The second initiative is a one-year exception to the rule prohibiting New Orleans students from taking online classes. In the past, on-campus and New Orleans commuter students have been limited from taking online classes.
  

“First of all, on-campus students have greater access to the courses they need,” Lemke said. “These courses are routinely offered in each semester, many of them multiple times. It is not normally an issue of students being able to get the courses.”

“Secondly, the seminary receives no SBC funding at all for Internet courses, whereas the SBC provides maximum funding for master’s-level on-campus students,” Lemke said. “In order to keep the regular tuition affordable for everyone, we had to limit who takes the Internet courses.”
  

But in light of the increased gasoline costs, Lemke said the seminary’s administrators decided to lift the restriction for one year. Lemke stressed the temporary nature of this move. “It is not our intention to continue the exception past one year,” Lemke said. “Our hope is that this will give students time to adjust their budgets and driving patterns for the increased travel costs.”
    

While the move was primarily intended to help students with long commutes, internet courses will be open to any student this year, including on-campus students.  However, most students who live on the New Orleans campus will not find it prudent to take these courses because (a) many other class options are available to them, (b) the internet courses cost more, (c) spouse discounts and the new discount for taking more than nine hours of semester-length courses do not apply for the internet courses, and (d)  the normal requirements still apply for on-campus housing and financial aid (nine regular hours for graduate students and 12 hours for undergraduate students). Internet classes and workshops still do not count for full-time status.
  

A third initiative concerns changes in the Wednesday schedule at the New Orleans campus which will also help commuter students. Beginning with the fall semester, NOBTS will not continue holding Wednesday chapel services on the main campus. Many commuter students were unable to attend Wednesday chapel because they opted for a Tuesday-Thursday only class schedule.  The move opens the 11 a.m. period Wednesday for additional course offerings, making it easier for commuter students or other on-campus students to meet full-time course load requirements by taking classes just two days per week.
  

Under the new schedule a student may take nine hours of coursework before 12:30 p.m. on Wednesdays and Fridays.  This allows those serving as pastors and church staff members to return home by early afternoon to prepare for Wednesday services.
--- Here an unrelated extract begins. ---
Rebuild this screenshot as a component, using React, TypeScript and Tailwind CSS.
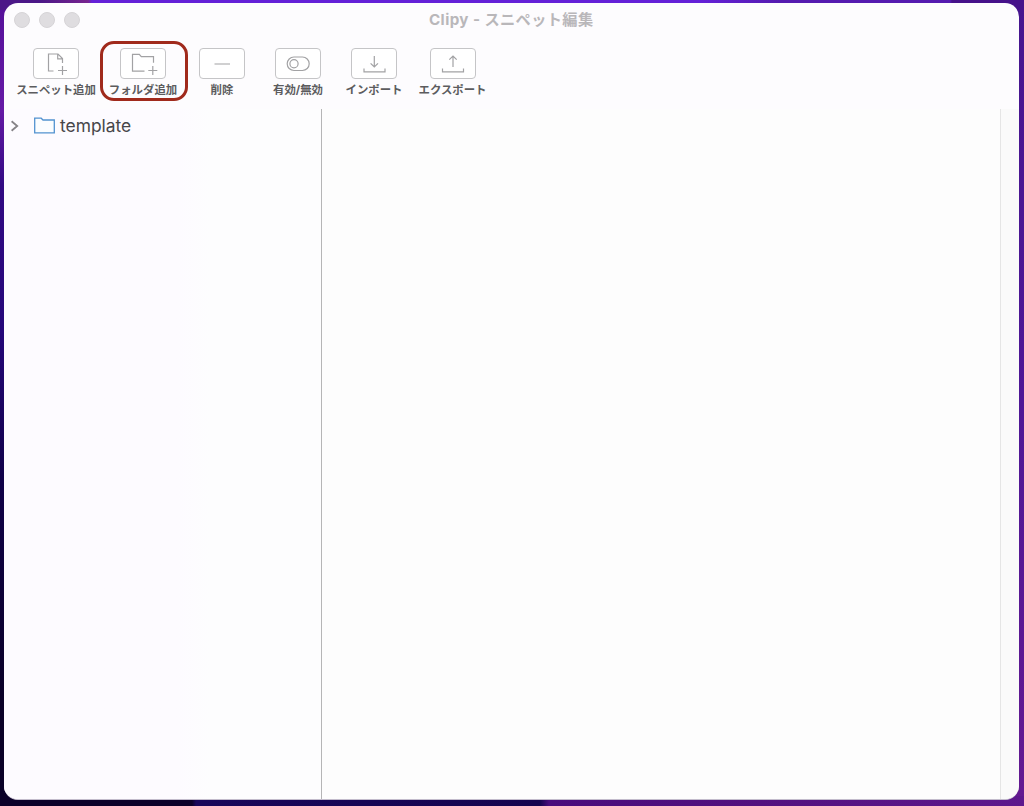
import type { ReactNode } from 'react';

const iconProps = {
    fill: 'none',
    stroke: '#a2a2a4',
    strokeWidth: 1.2,
    width: 46,
    height: 30,
    viewBox: '0 0 46 30',
};

const AddSnippetIcon = () => (
    <svg {...iconProps}>
        <path d="M20.5 22H15.5V5H25L29.5 9.5V14M24.7 5.3V9.8H29.3M29.5 17V26M25 21.5H34" />
    </svg>
);

const AddFolderIcon = () => (
    <svg {...iconProps}>
        <path d="M24.5 22.2H12.5V5.3H19.3L21.3 7.7H33.5V13.7M32.8 17V26M28.3 21.5H37.3" />
    </svg>
);

const RemoveIcon = () => (
    <svg {...iconProps}>
        <path d="M15.5 15H31" />
    </svg>
);

const ToggleIcon = () => (
    <svg {...iconProps}>
        <rect x="12.2" y="8" width="22" height="13.5" rx="6.75" />
        <circle cx="19" cy="14.7" r="4.1" />
    </svg>
);

const ImportIcon = () => (
    <svg {...iconProps}>
        <path d="M23.3 7V18M19.6 14.3L23.3 18L27 14.3M13 19.5V22.8H34V19.5" />
    </svg>
);

const ExportIcon = () => (
    <svg {...iconProps}>
        <path d="M23 18V7M19.3 10.7L23 7L26.7 10.7M12.5 19.5V22.8H33.5V19.5" />
    </svg>
);

type ToolItem = {
    label: string;
    icon: ReactNode;
    width: string;
    highlighted?: boolean;
};

const tools: ToolItem[] = [
    { label: 'スニペット追加', icon: <AddSnippetIcon />, width: 'w-[80px]' },
    { label: 'フォルダ追加', icon: <AddFolderIcon />, width: 'w-[94px]', highlighted: true },
    { label: '削除', icon: <RemoveIcon />, width: 'w-[64px]' },
    { label: '有効/無効', icon: <ToggleIcon />, width: 'w-[88px]' },
    { label: 'インポート', icon: <ImportIcon />, width: 'w-[64px]' },
    { label: 'エクスポート', icon: <ExportIcon />, width: 'w-[93px]' },
];

function ToolButton({ label, icon, width, highlighted }: ToolItem) {
    return (
        <div className={`relative flex shrink-0 flex-col items-center ${width}`}>
            <button className="flex h-[31px] w-[46px] items-center justify-center rounded-[4px] border border-[#c5c5c7] bg-white">
                <span className="-m-px shrink-0">{icon}</span>
            </button>
            <span className="mt-[3px] whitespace-nowrap text-[11.4px] leading-4 font-bold text-[#5c5c5e]">{label}</span>
            {highlighted && (
                <div className="pointer-events-none absolute top-[-7px] left-[4px] h-[60px] w-[88px] rounded-[14px] border-[3px] border-[#a02a1c]" />
            )}
        </div>
    );
}

function TitleBar() {
    return (
        <header className="grid h-[36px] shrink-0 grid-cols-[1fr_auto_1fr] items-center pb-[2px]">
            <div className="flex gap-[9px] pl-[9.5px]">
                <span className="h-4 w-4 rounded-full border border-[#d5d3d6] bg-[#dfdde0]" />
                <span className="h-4 w-4 rounded-full border border-[#d5d3d6] bg-[#dfdde0]" />
                <span className="h-4 w-4 rounded-full border border-[#d5d3d6] bg-[#dfdde0]" />
            </div>
            <h1 className="text-[15.2px] leading-5 font-bold tracking-[0.4px] whitespace-nowrap text-[#b9b7ba]">Clipy - スニペット編集</h1>
        </header>
    );
}

function Sidebar() {
    return (
        <aside className="w-[318px] shrink-0 border-r border-[#b5b5b6] bg-linear-to-r from-[#fdfbff] from-55% to-[#fdfdfe] to-65%">
            <div className="flex h-[34px] items-center pl-[6px]">
                <svg width="10" height="12" viewBox="0 0 10 12" fill="none" stroke="#858387" strokeWidth="1.8">
                    <path d="M1.6 1.3L7.2 6L1.6 10.7" />
                </svg>
                <svg className="ml-[13px]" width="23" height="18" viewBox="0 0 23 18" fill="#fbfdff" stroke="#5292d0" strokeWidth="1.3">
                    <path d="M1.7 15.8V1.2H8.2L10 3H21.3V15.8Z" />
                </svg>
                <span className="mt-px ml-[4px] text-[17.4px] leading-6 text-[#474649]">template</span>
            </div>
        </aside>
    );
}

export default function App() {
    return (
        <div className="h-[806px] w-[1024px] overflow-hidden bg-[linear-gradient(90deg,#4b1787_0_40px,#77248f_88px,#6420d8_92px_700px,#551bb0_780px_950px,#46128a_952px),linear-gradient(90deg,#0b0129_0_192px,#18065a_196px,#14044f_540px,#480b7c_549px,#52117f_760px,#5d188d),linear-gradient(180deg,#551099,#651aa5_110px,#320a83_185px,#25077a_330px,#100149_480px,#0a0128_700px),linear-gradient(180deg,#46158f,#4e1796_400px,#641991)] bg-[size:1024px_10px,1024px_10px,12px_806px,100%_100%] bg-[position:0_0,0_796px,0_0,0_0] bg-no-repeat pt-[2.5px] pl-[4px] font-[Inter,'Noto_Sans_CJK_JP',sans-serif]">
            <main className="flex h-[797px] w-[1014.5px] flex-col overflow-hidden rounded-[14px] border-b border-[#c3bccc] bg-[#fdfcfe]">
                <TitleBar />
                <nav className="flex h-[70px] shrink-0 pt-[9.5px] pl-[12px]">
                    {tools.map((tool) => (
                        <ToolButton key={tool.label} {...tool} />
                    ))}
                </nav>
                <div className="flex min-h-0 flex-1">
                    <Sidebar />
                    <section className="flex-1 bg-[#fdfdfd]" />
                    <div className="w-[18.5px] shrink-0 border-l border-[#e5e5e5] bg-[#fafafa]" />
                </div>
            </main>
        </div>
    );
}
Student may elect to earn more hours by participating in Wednesday-Friday afternoon classes.
  

“It’s a much more commuter-friendly schedule now on Wednesdays and Fridays,” Lemke said. “A lot of these classes will be Wednesday-only classes. Students could consider doing a Monday-Wednesday schedule as another option. They can easily take a full-time load that way.”
   

“Our hope is that all three of these moves will help our students overcome increased travel costs without slowing the theological education into which God has called them,” Lemke said.